Information provided -
--- Begin ---
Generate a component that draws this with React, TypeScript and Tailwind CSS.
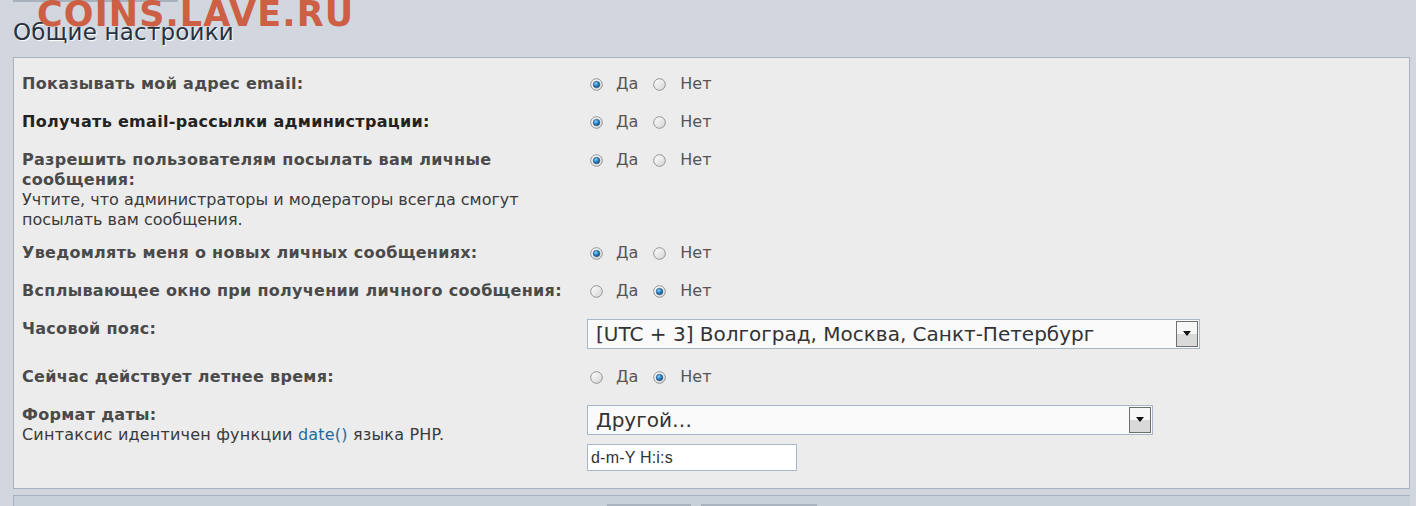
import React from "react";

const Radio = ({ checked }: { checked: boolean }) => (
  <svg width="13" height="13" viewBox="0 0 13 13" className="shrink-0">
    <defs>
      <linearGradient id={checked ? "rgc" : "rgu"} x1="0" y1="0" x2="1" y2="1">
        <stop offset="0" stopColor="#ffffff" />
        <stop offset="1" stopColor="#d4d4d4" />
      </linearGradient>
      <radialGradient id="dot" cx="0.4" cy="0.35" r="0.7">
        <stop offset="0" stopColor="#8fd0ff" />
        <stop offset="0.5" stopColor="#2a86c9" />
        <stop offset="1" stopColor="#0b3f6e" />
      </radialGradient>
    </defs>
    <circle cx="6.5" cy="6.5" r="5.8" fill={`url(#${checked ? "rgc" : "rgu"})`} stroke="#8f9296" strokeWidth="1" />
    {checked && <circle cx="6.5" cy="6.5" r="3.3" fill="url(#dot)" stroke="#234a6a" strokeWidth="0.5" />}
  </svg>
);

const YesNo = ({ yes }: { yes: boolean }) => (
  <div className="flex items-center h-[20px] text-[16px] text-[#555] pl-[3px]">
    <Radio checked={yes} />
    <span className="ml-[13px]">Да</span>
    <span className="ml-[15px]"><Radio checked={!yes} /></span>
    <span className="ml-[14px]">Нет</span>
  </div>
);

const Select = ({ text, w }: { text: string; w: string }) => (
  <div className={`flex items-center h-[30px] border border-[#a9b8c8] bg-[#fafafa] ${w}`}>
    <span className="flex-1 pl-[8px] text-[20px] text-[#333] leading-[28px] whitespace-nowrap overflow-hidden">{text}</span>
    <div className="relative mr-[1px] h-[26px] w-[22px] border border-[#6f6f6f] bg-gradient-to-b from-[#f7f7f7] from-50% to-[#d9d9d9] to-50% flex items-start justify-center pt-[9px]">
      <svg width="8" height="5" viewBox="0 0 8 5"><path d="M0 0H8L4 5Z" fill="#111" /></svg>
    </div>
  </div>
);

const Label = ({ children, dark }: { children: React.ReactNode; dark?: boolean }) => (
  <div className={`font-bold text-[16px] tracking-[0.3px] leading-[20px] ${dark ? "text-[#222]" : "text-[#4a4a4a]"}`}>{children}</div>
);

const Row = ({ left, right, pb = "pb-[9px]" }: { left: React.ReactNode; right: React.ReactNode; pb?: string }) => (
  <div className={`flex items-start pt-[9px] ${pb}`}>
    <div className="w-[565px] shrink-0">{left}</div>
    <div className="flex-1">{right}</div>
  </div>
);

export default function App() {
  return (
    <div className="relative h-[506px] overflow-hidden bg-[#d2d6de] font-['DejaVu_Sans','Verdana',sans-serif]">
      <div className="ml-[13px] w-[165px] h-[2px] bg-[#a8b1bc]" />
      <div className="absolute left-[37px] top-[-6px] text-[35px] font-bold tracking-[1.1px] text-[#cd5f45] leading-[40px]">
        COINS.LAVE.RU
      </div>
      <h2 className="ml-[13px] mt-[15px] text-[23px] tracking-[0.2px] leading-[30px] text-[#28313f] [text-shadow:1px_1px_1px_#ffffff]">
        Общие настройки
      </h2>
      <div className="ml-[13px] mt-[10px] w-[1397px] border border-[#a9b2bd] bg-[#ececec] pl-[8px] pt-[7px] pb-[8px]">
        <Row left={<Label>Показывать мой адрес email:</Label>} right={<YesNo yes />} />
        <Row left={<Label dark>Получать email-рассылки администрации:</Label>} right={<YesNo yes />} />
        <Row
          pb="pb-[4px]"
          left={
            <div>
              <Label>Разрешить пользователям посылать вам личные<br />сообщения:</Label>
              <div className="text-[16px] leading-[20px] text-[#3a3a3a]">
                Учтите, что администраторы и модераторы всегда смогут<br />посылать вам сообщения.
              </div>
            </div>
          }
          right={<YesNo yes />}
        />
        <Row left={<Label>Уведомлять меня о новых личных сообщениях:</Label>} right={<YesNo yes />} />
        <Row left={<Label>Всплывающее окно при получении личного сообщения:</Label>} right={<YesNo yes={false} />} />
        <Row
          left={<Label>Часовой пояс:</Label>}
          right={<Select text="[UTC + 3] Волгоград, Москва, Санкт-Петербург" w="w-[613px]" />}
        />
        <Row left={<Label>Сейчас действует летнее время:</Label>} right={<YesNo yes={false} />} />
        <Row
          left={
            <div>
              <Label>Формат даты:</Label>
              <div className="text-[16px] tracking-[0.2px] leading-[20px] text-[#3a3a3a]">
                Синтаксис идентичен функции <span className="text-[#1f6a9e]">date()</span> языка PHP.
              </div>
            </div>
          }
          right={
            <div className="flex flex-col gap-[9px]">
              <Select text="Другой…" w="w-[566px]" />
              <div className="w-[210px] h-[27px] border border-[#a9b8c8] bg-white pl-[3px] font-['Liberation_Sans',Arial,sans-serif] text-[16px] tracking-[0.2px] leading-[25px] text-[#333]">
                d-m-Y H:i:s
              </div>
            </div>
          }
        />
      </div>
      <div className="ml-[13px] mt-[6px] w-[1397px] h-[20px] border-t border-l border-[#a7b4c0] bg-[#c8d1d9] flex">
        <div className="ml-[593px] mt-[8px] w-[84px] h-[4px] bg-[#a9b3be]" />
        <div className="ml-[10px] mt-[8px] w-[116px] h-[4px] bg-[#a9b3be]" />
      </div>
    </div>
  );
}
--- End ---
Written request -
Copy exactly the lines running from the beginning of the listing through the line that has "import React from". Drop the pictures.

Correct answer -
Generate a component that draws this with React, TypeScript and Tailwind CSS.
import React from "react";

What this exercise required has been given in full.